Shake your harumph-a

Son-of-a-bitch. I've gone and gotten old. O-L-D. And not in an age-related way, mind you. Although some of those people I call friends might say differently. No, it's far more profound and disturbing than that.

I've gone and gotten old in my opinions. My perspective has changed and although I should attribute that to some level of maturity, as an old clothing ad once stated: Maturity is a high price to pay for growing up. Things I once found cool? Meh, not so much anymore. But what troubles me more is that I have opinions and thoughts about people and events that I once swore I'd never utter or, for that matter, think. I've become...shiver...judgmental. I may be a parent, but that doesn't mean I have to become my parents.
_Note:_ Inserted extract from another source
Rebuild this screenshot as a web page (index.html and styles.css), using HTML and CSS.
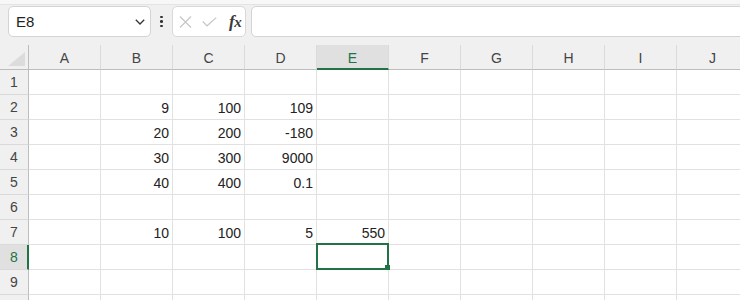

I know what you're saying: "What the hell, Warren? What in God's name are you talking about? Has senility started to take hold or something?" No, not quite, though I do sometimes forget to wear pants, but that's neither here nor there. I'm always better with examples so allow me to regale you with a vignette.

Tuesday evening I popped into Taco Bell to pick up some dinner for me and the missus. Apparently, maturity doesn't corrupt one's palate thankfully. Anyway, I was waiting for my order to come up when a young couple pushing a stroller entered. Nothing remarkable there, right? Well, no, if that's all I told you. But you know there's more because you're smart like that. Her: sleeve of tattoos, ripped tank top, multiple piercings; Him: shaved head, more piercings than her, beard like a billy goat (shake your rump-a), two sleeves of tats and more. First thing that pops into my head? What the fuck does he do for a living? Honestly, first thing. I was so ashamed. What difference does that make to me? Why should I care let alone ask myself what it is he does for a living? For all I know he's a corporate attorney by day and a Cenobite on nights and weekends. She might be a school teacher - maybe the type Van Halen envisioned - but a teacher nonetheless.

I am not happy about this eventuality...not happy at all, Bob. I must try and make a conscious effort to be less like those adults I looked at sideways when I was younger or the next thing you know, instead of expressing my disdain with words, I'll just go around harumphing all the time and muttering about kids today. Hey! You! Get off my lawn!